Avec Mitra, nous sommes face à une figure féminine puissante, subversive…
Jorge León : L’éthique qui place chaque protagoniste dans une situation d’inconfort mais les enjoint à assumer leur engagement est un des axes forts de cette « histoire vraie ». Oui, Mitra est en passe de perdre mais elle ne perd pas son sang-froid et peut compter sur des solidarités pour la tirer d’affaire... Il ne s’agit pas d’un happy end pour autant, mais de proposer comme personnage d’opéra une femme « intraitable » – jusqu’au sens clinique du mot –, une femme qui assume son destin, qui a soif de justice et ne se place jamais en position de victime me paraît plus que jamais important.
La partition musicale et vocale est au centre de cette version scénique.
JL : Elle a été écrite par Eva Reiter et George Van Dam pour les parties chorales. Leurs compositions ont été enregistrées par l’Ensemble Ictus et six jeunes chanteurs de la MM Academy. Ce qui m’intéresse avant tout dans cette « transcription opératique », c’est de dépasser le présent de l’événement pour le déployer dans l’intemporel du mythe. De transformer un document prosaïque, une correspondance sur le net, en livret lyrique. De prolonger la portée des mots par l’amplitude du chant. Il ne s’agit en aucun cas d’une interprétation journalistique, documentaire de ces échanges, et en même temps la composition se nourrit d’éléments de la réalité de Mitra, de ses mots qui se transforment en arias.

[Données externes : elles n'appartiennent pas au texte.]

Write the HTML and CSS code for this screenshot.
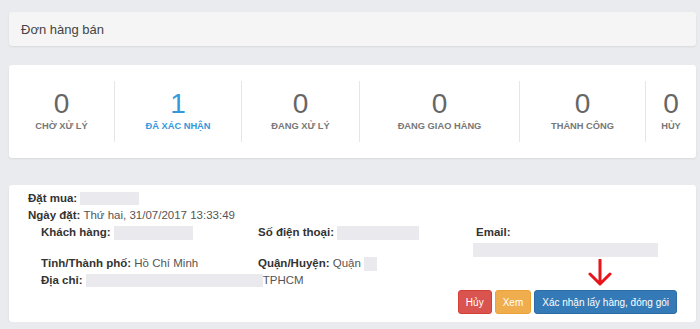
FILE: index.html
```html
<!DOCTYPE html>
<html lang="vi">
<head>
<meta charset="utf-8">
<title>Đơn hàng bán</title>
<link rel="stylesheet" href="styles.css">
</head>
<body>
<div class="page">
  <div class="panel title-panel">Đơn hàng bán</div>

  <div class="panel stats">
    <div class="stat"><div class="num">0</div><div class="lbl">CHỜ XỬ LÝ</div></div>
    <div class="stat active"><div class="num">1</div><div class="lbl">ĐÃ XÁC NHẬN</div></div>
    <div class="stat"><div class="num">0</div><div class="lbl">ĐANG XỬ LÝ</div></div>
    <div class="stat"><div class="num">0</div><div class="lbl">ĐANG GIAO HÀNG</div></div>
    <div class="stat"><div class="num">0</div><div class="lbl">THÀNH CÔNG</div></div>
    <div class="stat"><div class="num">0</div><div class="lbl">HỦY</div></div>
  </div>

  <div class="panel order">
    <div class="line"><b>Đặt mua:</b> <span class="blank w-buy"></span></div>
    <div class="line"><b>Ngày đặt:</b> Thứ hai, 31/07/2017 13:33:49</div>
    <div class="info">
      <div class="line c1"><b>Khách hàng:</b> <span class="blank w-cust"></span></div>
      <div class="line c2"><b>Số điện thoại:</b> <span class="blank w-phone"></span></div>
      <div class="email">
        <div class="line email-lbl"><b>Email:</b></div>
        <span class="blank w-email"></span>
      </div>
      <div class="line c1 r2"><b>Tỉnh/Thành phố:</b> Hồ Chí Minh</div>
      <div class="line c2 r2"><b>Quận/Huyện:</b> Quận <span class="blank w-dist"></span></div>
      <div class="line c1 r3"><b>Địa chỉ:</b> <span class="blank w-addr"></span>TPHCM</div>
    </div>
    <div class="actions">
      <svg class="arrow" width="24" height="28" viewBox="0 0 24 28" aria-hidden="true">
        <path d="M12 1 V25 M2 15 L12 25 L22 15" fill="none" stroke="#e8141c" stroke-width="3" stroke-linecap="round" stroke-linejoin="round"/>
      </svg>
      <button class="btn btn-red">Hủy</button>
      <button class="btn btn-orange">Xem</button>
      <button class="btn btn-blue">Xác nhận lấy hàng, đóng gói</button>
    </div>
  </div>
</div>
</body>
</html>
```

FILE: styles.css
```css
html, body {
  margin: 0;
  padding: 0;
  background: #e9ebee;
  font-family: "Liberation Sans", Arial, sans-serif;
  color: #333;
}
.page {
  padding: 12px 4px 0 9px;
  display: flex;
  flex-direction: column;
}
.panel {
  border-radius: 3px;
  box-shadow: 0 1px 2px rgba(0,0,0,0.08);
}
.title-panel {
  background: #f5f5f5;
  height: 34px;
  box-sizing: border-box;
  padding: 0 12px;
  display: flex;
  align-items: center;
  font-size: 13px;
  color: #444;
}
.stats {
  margin-top: 19px;
  background: #fff;
  height: 93px;
  box-sizing: border-box;
  padding: 16px 0;
  display: grid;
  grid-template-columns: 105px 127px 118px 160px 126px 1fr;
}
.stat {
  border-left: 1px solid #e6e6e6;
  display: flex;
  flex-direction: column;
  align-items: center;
  justify-content: center;
  color: #666;
}
.stat:first-child { border-left: none; }
.num {
  font-size: 28px;
  line-height: 28px;
  font-weight: normal;
  margin-top: -2px;
}
.lbl {
  font-size: 9.3px;
  font-weight: bold;
  margin-top: 3px;
  color: #777;
}
.stat.active .num, .stat.active .lbl { color: #3498db; }

.order {
  margin-top: 27px;
  background: #fff;
  height: 137px;
  box-sizing: border-box;
  padding: 5px 19px 0 19px;
  font-size: 11.5px;
  color: #555;
}
.line {
  height: 17px;
  line-height: 17px;
  white-space: nowrap;
}
.line b { color: #333; }
.blank {
  display: inline-block;
  background: #e9e9ee;
  vertical-align: middle;
  height: 14px;
}
.w-buy { width: 59px; height: 13px; }
.w-cust { width: 79px; }
.w-phone { width: 82px; }
.w-dist { width: 13px; }
.w-addr { width: 177px; height: 13px; }
.w-email { width: 185px; display: block; margin-top: 2px; }

.info {
  display: grid;
  grid-template-columns: 217px 215px 1fr;
  grid-template-rows: 31px 17px 17px;
  padding-left: 13px;
}
.c1 { grid-column: 1; }
.c2 { grid-column: 2; }
.r2 { grid-row: 2; }
.r3 { grid-row: 3; }
.email { grid-column: 3; grid-row: 1 / span 2; }
.email-lbl { padding-left: 3px; }

.actions {
  position: relative;
  display: flex;
  justify-content: flex-end;
  gap: 3px;
  margin-top: 1px;
}
.arrow {
  position: absolute;
  right: 65px;
  top: -31px;
}
.btn {
  height: 24px;
  border: 1px solid transparent;
  border-radius: 3px;
  padding: 0 7px;
  font-family: "Liberation Sans", Arial, sans-serif;
  font-size: 10px;
  color: #fff;
  cursor: pointer;
}
.btn-red { background: #d9534f; border-color: #d43f3a; }
.btn-orange { background: #f0ad4e; border-color: #eea236; }
.btn-blue { background: #337ab7; border-color: #2e6da4; }
```
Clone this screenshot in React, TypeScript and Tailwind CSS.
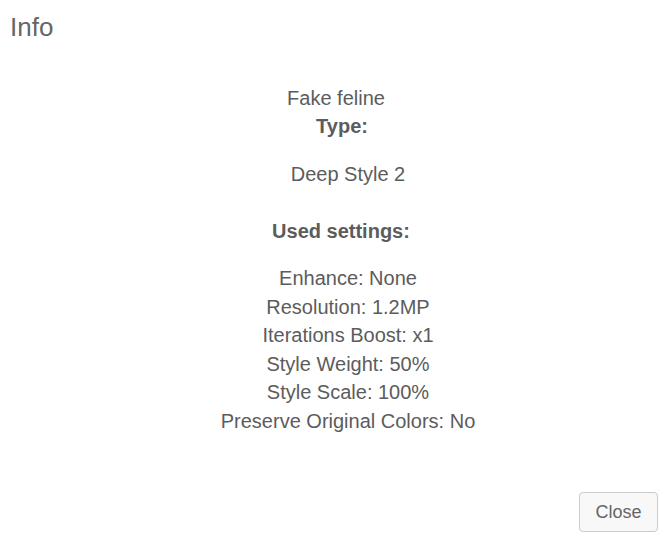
export default function App() {
  const settings = [
    "Enhance: None",
    "Resolution: 1.2MP",
    "Iterations Boost: x1",
    "Style Weight: 50%",
    "Style Scale: 100%",
    "Preserve Original Colors: No",
  ];

  return (
    <div
      className="w-[668px] h-[541px] bg-white text-[#5c5c5c] flex flex-col"
      style={{ fontFamily: '"Liberation Sans", Arial, sans-serif' }}
    >
      {/* header */}
      <div className="pl-[10px] pt-[10px] h-[84px]">
        <h4 className="text-[26px] leading-[34px] font-normal text-[#666]">Info</h4>
      </div>

      {/* body */}
      <div className="flex flex-col items-center text-[20px] leading-[28px]">
        <p className="pl-[4px]">Fake feline</p>
        <p className="font-bold pl-[16px]">Type:</p>
        <p className="mt-[20px] pl-[28px]">Deep Style 2</p>
        <p className="mt-[29px] font-bold pl-[14px]">Used settings:</p>
        <ul className="mt-[19px] pl-[28px] text-center leading-[28.6px]">
          {settings.map((s) => (
            <li key={s}>{s}</li>
          ))}
        </ul>
      </div>

      {/* footer */}
      <div className="mt-auto flex justify-end pr-[10px] pb-[9px]">
        <button className="w-[79px] h-[40px] border border-[#ccc] rounded-[4px] bg-[#f8f8f8] text-[18px] text-[#666]">
          Close
        </button>
      </div>
    </div>
  );
}
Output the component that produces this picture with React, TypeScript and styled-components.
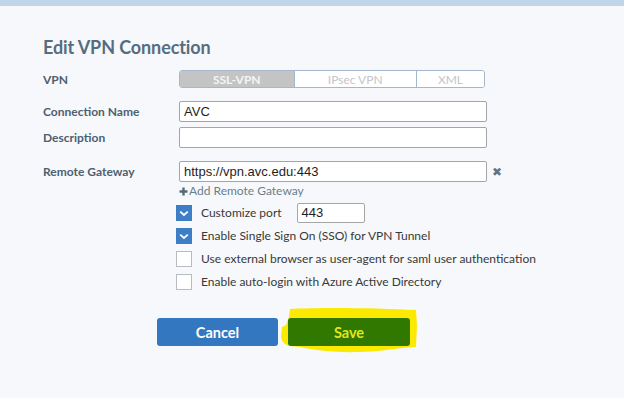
import React from "react";
import styled, { createGlobalStyle } from "styled-components";

const Global = createGlobalStyle`
  html, body { margin: 0; padding: 0; background: #f7f8fb; }
  body { font-family: Lato, "Open Sans", sans-serif; width: 624px; height: 398px; overflow: hidden; }
`;

const TopBar = styled.div`
  height: 6px;
  background: #bfd5ea;
`;

const Page = styled.div`
  padding: 0 0 0 43px;
`;

const Title = styled.h1`
  margin: 30px 0 0;
  height: 22px;
  line-height: 22px;
  font-size: 18px;
  font-weight: 700;
  color: #566d7e;
  letter-spacing: -0.1px;
`;

const Row = styled.div<{ $mt: number; $h: number }>`
  display: grid;
  grid-template-columns: 136px auto;
  align-items: center;
  margin-top: ${(p) => p.$mt}px;
  height: ${(p) => p.$h}px;
`;

const Label = styled.label`
  font-size: 12px;
  font-weight: 700;
  color: #4d6070;
`;

const Segmented = styled.div`
  display: flex;
  width: 306px;
  height: 18px;
  box-sizing: border-box;
  border: 1px solid #a3b8cf;
  border-radius: 3px;
  overflow: hidden;
  background: #fff;
`;

const Seg = styled.div<{ $w: number; $active?: boolean }>`
  width: ${(p) => p.$w}px;
  display: flex;
  align-items: center;
  justify-content: center;
  font-size: 12px;
  font-weight: ${(p) => (p.$active ? 700 : 400)};
  color: ${(p) => (p.$active ? "#f4f4f4" : "#c3c6c9")};
  background: ${(p) => (p.$active ? "#c4c4c4" : "#fff")};
  & + & { border-left: 1px solid #a3b8cf; }
`;

const Field = styled.div`
  display: flex;
  align-items: center;
  gap: 5px;
`;

const Input = styled.div<{ $w: number; $h?: number }>`
  width: ${(p) => p.$w}px;
  height: ${(p) => p.$h ?? 21}px;
  box-sizing: border-box;
  border: 1px solid #a5a5a5;
  border-radius: 2px;
  background: #fff;
  padding: 0 4px;
  font-family: "Liberation Sans", Arial, sans-serif;
  font-size: 13px;
  color: #1e1e1e;
  display: flex;
  align-items: center;
`;

const PortInput = styled(Input)`
  margin-left: 15px;
`;

const Remove = styled.span`
  font-family: "DejaVu Sans", sans-serif;
  font-size: 12px;
  color: #5e7585;
`;

const AddLink = styled.div`
  margin: 2px 0 0 136px;
  height: 14px;
  line-height: 14px;
  font-size: 12px;
  color: #6b7e8d;
  display: flex;
  align-items: center;
`;

const Checks = styled.div`
  margin: 3px 0 0 133px;
  display: flex;
  flex-direction: column;
`;

const CheckRow = styled.div`
  height: 23px;
  display: flex;
  align-items: center;
`;

const Box = styled.span<{ $on?: boolean }>`
  width: 16px;
  height: 16px;
  box-sizing: border-box;
  border: 1px solid ${(p) => (p.$on ? "#3b7cc5" : "#b6bcc2")};
  background: ${(p) => (p.$on ? "#3d7ec6" : "#fff")};
  display: flex;
  align-items: center;
  justify-content: center;
  margin-right: 9px;
`;

const CheckText = styled.span`
  font-size: 12px;
  color: #383838;
`;

const Buttons = styled.div`
  margin: 25px 0 0 114px;
  display: flex;
  gap: 10px;
  align-items: center;
`;

const Button = styled.button<{ $kind: "cancel" | "save" }>`
  width: ${(p) => (p.$kind === "save" ? 122 : 121)}px;
  height: 28px;
  border: none;
  border-radius: 3px;
  font-family: Lato, sans-serif;
  font-weight: 700;
  font-size: 14.5px;
  color: ${(p) => (p.$kind === "save" ? "#e2e61c" : "#ffffff")};
  background: ${(p) => (p.$kind === "save" ? "#307800" : "#3377c1")};
  position: relative;
  z-index: 1;
`;

const HighlightWrap = styled.div`
  position: relative;
`;

const Marker = styled.svg`
  position: absolute;
  left: -8px;
  top: -11px;
  width: 140px;
  height: 48px;
  z-index: 0;
`;

const Check = () => (
  <svg width="10" height="8" viewBox="0 0 10 8">
    <path d="M1.2 2.6 L5 6 L8.8 2.6" stroke="#fff" strokeWidth="1.8" fill="none" />
  </svg>
);

const PlusIcon = () => (
  <svg width="9" height="9" viewBox="0 0 9 9" style={{ marginRight: 1 }}>
    <path d="M4.5 0.5 V8.5 M0.5 4.5 H8.5" stroke="#55697a" strokeWidth="2.4" />
  </svg>
);

export default function App() {
  return (
    <>
      <Global />
      <TopBar />
      <Page>
        <Title>Edit VPN Connection</Title>
        <Row $mt={12} $h={18}>
          <Label>VPN</Label>
          <Segmented>
            <Seg $w={115} $active>SSL-VPN</Seg>
            <Seg $w={123}>IPsec VPN</Seg>
            <Seg $w={68}>XML</Seg>
          </Segmented>
        </Row>
        <Row $mt={13} $h={21}>
          <Label>Connection Name</Label>
          <Input $w={308}>AVC</Input>
        </Row>
        <Row $mt={5} $h={21}>
          <Label>Description</Label>
          <Input $w={308} />
        </Row>
        <Row $mt={13} $h={21}>
          <Label>Remote Gateway</Label>
          <Field>
            <Input $w={308}>https://vpn.avc.edu:443</Input>
            <Remove>✖</Remove>
          </Field>
        </Row>
        <AddLink>
          <PlusIcon />Add Remote Gateway
        </AddLink>
        <Checks>
          <CheckRow>
            <Box $on><Check /></Box>
            <CheckText>Customize port</CheckText>
            <PortInput $w={68} $h={20}>443</PortInput>
          </CheckRow>
          <CheckRow>
            <Box $on><Check /></Box>
            <CheckText>Enable Single Sign On (SSO) for VPN Tunnel</CheckText>
          </CheckRow>
          <CheckRow>
            <Box />
            <CheckText>Use external browser as user-agent for saml user authentication</CheckText>
          </CheckRow>
          <CheckRow>
            <Box />
            <CheckText>Enable auto-login with Azure Active Directory</CheckText>
          </CheckRow>
        </Checks>
        <Buttons>
          <Button $kind="cancel">Cancel</Button>
          <HighlightWrap>
            <Marker viewBox="0 0 140 48">
              <path
                d="M10 2 C40 0 100 1 136 3 L137 18 L136 40 C120 40 110 44 80 45 C50 46 30 42 20 40 L10 39 C6 38 2 36 1 30 L2 20 L6 18 L9 10 Z"
                fill="#fbe900"
              />
            </Marker>
            <Button $kind="save">Save</Button>
          </HighlightWrap>
        </Buttons>
      </Page>
    </>
  );
}
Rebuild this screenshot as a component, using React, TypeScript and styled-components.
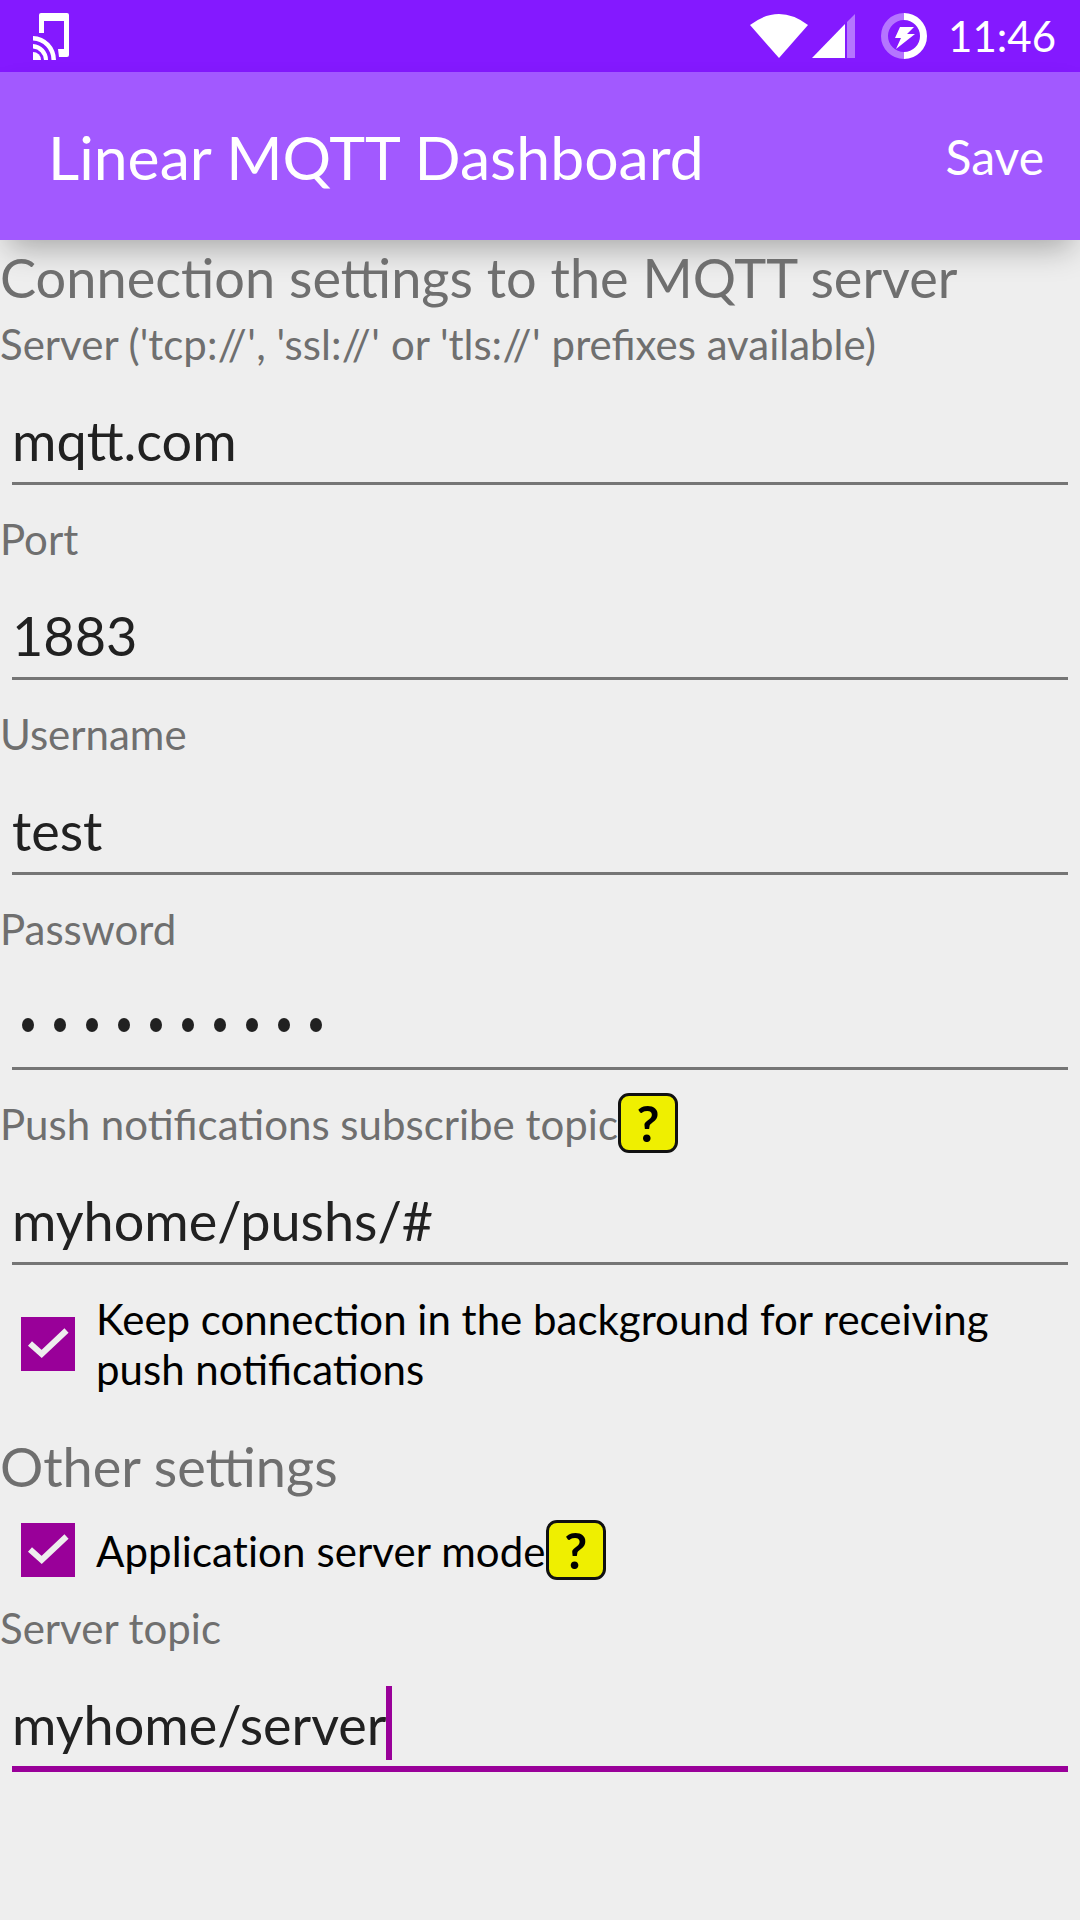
import type { ReactNode } from 'react';
import styled, { createGlobalStyle } from 'styled-components';

const GlobalStyle = createGlobalStyle`
  html, body {
    margin: 0;
    padding: 0;
    background: #eeeeee;
  }
  body {
    font-family: Lato, Carlito, "Open Sans", sans-serif;
  }
`;

const Screen = styled.div`
  width: 1080px;
  height: 1920px;
  overflow: hidden;
  background: #eeeeee;
  display: flex;
  flex-direction: column;
`;

const StatusBar = styled.div`
  height: 72px;
  background: #8419ff;
  display: flex;
  align-items: center;
  padding: 0 24px 0 33px;
  color: #fff;
`;

const CastIcon = styled.svg`
  margin-top: 1px;
`;

const StatusIcons = styled.div`
  margin-left: auto;
  display: flex;
  align-items: center;
`;

const SignalIcon = styled.svg`
  margin-left: 4px;
`;

const BatteryIcon = styled.svg`
  margin-left: 26px;
`;

const Clock = styled.div`
  font-size: 42px;
  margin-left: 21px;
`;

const AppBar = styled.div`
  height: 168px;
  background: #a259ff;
  display: flex;
  align-items: center;
  justify-content: space-between;
  padding: 0 36px 0 48px;
  color: #fff;
  box-shadow: 0 16px 30px -8px rgba(0, 0, 0, 0.3);
  position: relative;
`;

const Title = styled.div`
  font-size: 60.7px;
`;

const Action = styled.div`
  font-size: 48px;
`;

const Content = styled.div`
  display: flex;
  flex-direction: column;
  position: relative;
`;

const Heading = styled.div<{ $gap?: number }>`
  font-size: 54.1px;
  line-height: 76px;
  color: #6f6f6f;
  margin-top: ${(p) => p.$gap ?? 0}px;
`;

const HelpButton = styled.span`
  width: 60px;
  height: 60px;
  box-sizing: border-box;
  border: 3px solid #111;
  border-radius: 11px;
  background: #efef00;
  color: #000;
  font-weight: 700;
  font-size: 50px;
  display: inline-flex;
  align-items: center;
  justify-content: center;
  flex: none;
`;

const Label = styled.div`
  height: 58px;
  box-sizing: border-box;
  padding-bottom: 3px;
  font-size: 42px;
  line-height: 54px;
  color: #6f6f6f;
  display: flex;
  align-items: center;

  ${HelpButton} {
    margin-top: -1px;
  }
`;

const Slashes = styled.span`
  letter-spacing: 0.4px;
`;

const Input = styled.div<{ $active?: boolean }>`
  height: ${(p) => (p.$active ? 114 : 111)}px;
  margin: 0 12px 26px;
  padding-top: 24px;
  box-sizing: border-box;
  border-bottom: ${(p) => (p.$active ? '6px solid #990099' : '3px solid #757575')};
  display: flex;
  align-items: center;
  font-size: 54px;
  color: #212121;
`;

const Caret = styled.span`
  width: 6px;
  height: 74px;
  margin-top: -3px;
  background: #990099;
`;

const Dots = styled.div`
  display: flex;
  gap: 20px;
  padding-left: 10px;
`;

const Dot = styled.span`
  width: 12px;
  height: 14px;
  border-radius: 50%;
  background: #212121;
`;

const CheckRow = styled.div<{ $top: number; $bottom?: number }>`
  display: flex;
  align-items: center;
  margin: ${(p) => p.$top}px 0 ${(p) => p.$bottom ?? 0}px;
  padding-left: 21px;
  color: #000;
  font-size: 42px;
  line-height: 50px;
`;

const ModeText = styled.span`
  margin-top: 2px;
  letter-spacing: 0.1px;
`;

const CheckBox = styled.div`
  width: 54px;
  height: 54px;
  background: #990099;
  flex: none;
  margin-right: 21px;
`;

const Tick = () => (
  <CheckBox>
    <svg width="54" height="54" viewBox="0 0 54 54">
      <path d="M9 26.5 L20.7 37 L45.5 13.5" fill="none" stroke="#eeeeee" strokeWidth="6" />
    </svg>
  </CheckBox>
);

const Field = ({ label, value, help }: { label: ReactNode; value: string; help?: boolean }) => (
  <>
    <Label>
      {label}
      {help && <HelpButton>?</HelpButton>}
    </Label>
    <Input>{value}</Input>
  </>
);

export default function App() {
  return (
    <Screen>
      <GlobalStyle />
      <StatusBar>
        <CastIcon width="36" height="47" viewBox="0 0 36 47" fill="#fff">
          <path d="M8 0h26a2 2 0 0 1 2 2v40a2 2 0 0 1-2 2H26l-1-8h6V8H11v12H6V2a2 2 0 0 1 2-2z" />
          <path d="M0 23a24 24 0 0 1 23 24h-4.500A19.500 19.500 0 0 0 0 27.500z" />
          <path d="M0 31a16 16 0 0 1 15 16h-4A12 12 0 0 0 0 35.500z" />
          <path d="M0 39a8 8 0 0 1 8 8H0z" />
        </CastIcon>
        <StatusIcons>
          <svg width="58" height="44" viewBox="0 0 58 44" fill="#fff">
            <path d="M0 11Q29 -11 58 11L29 44z" />
          </svg>
          <SignalIcon width="43" height="44" viewBox="0 0 43 44">
            <path d="M0 44 L33 10 V44 z" fill="#fff" />
            <path d="M35 8 L43 0 V44 H35 z" fill="#fff" fillOpacity="0.4" />
          </SignalIcon>
          <BatteryIcon width="46" height="46" viewBox="0 0 46 46">
            <path d="M23 3.500a19.500 19.500 0 0 1 0 39" fill="none" stroke="#fff" strokeWidth="7" />
            <path d="M23 42.500a19.500 19.500 0 0 1 0-39" fill="none" stroke="#fff" strokeOpacity="0.4" strokeWidth="7" />
            <path d="M19 14h14l-7 7h8L15 36l5-11h-6z" fill="#fff" />
          </BatteryIcon>
          <Clock>11:46</Clock>
        </StatusIcons>
      </StatusBar>
      <AppBar>
        <Title>Linear MQTT Dashboard</Title>
        <Action>Save</Action>
      </AppBar>
      <Content>
        <Heading>Connection settings to the MQTT server</Heading>
        <Field
          label={
            <span>
              Server ('tcp<Slashes>://'</Slashes>, 'ssl<Slashes>://'</Slashes> or 'tls<Slashes>://'</Slashes> prefixes available)
            </span>
          }
          value="mqtt.com"
        />
        <Field label="Port" value="1883" />
        <Field label="Username" value="test" />
        <Label>Password</Label>
        <Input>
          <Dots>
            {Array.from({ length: 10 }).map((_, i) => (
              <Dot key={i} />
            ))}
          </Dots>
        </Input>
        <Field label="Push notifications subscribe topic" value="myhome/pushs/#" help />
        <CheckRow $top={3}>
          <Tick />
          <div>
            Keep connection in the background for receiving
            <br />
            push notifications
          </div>
        </CheckRow>
        <Heading $gap={35}>Other settings</Heading>
        <CheckRow $top={15} $bottom={20}>
          <Tick />
          <ModeText>Application server mode</ModeText>
          <HelpButton>?</HelpButton>
        </CheckRow>
        <Label>Server topic</Label>
        <Input $active>
          myhome/server
          <Caret />
        </Input>
      </Content>
    </Screen>
  );
}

Il s’agit donc de créer les conditions idéales pour que le spectateur-auditeur perçoive au plus près l’impact des mots, tant au niveau du sens qu’ils produisent que de leur capacité à agir sensoriellement.
L’espace d’immersion que vous proposez au public combine son, texte, image et performance live.
JL : Le dispositif tente une circulation, un équilibre fragile entre ces diverses formes d’expression. Il met en tension la matérialité de corps, de voix sur scène et l’immatérialité que constituent les échanges digitaux, la musique spatialisée et les images projetées sur écrans. Sur scène, un corps hante l’espace, habité par une folie que le corps social tente de contenir derrière les murs des chambres d’isolement.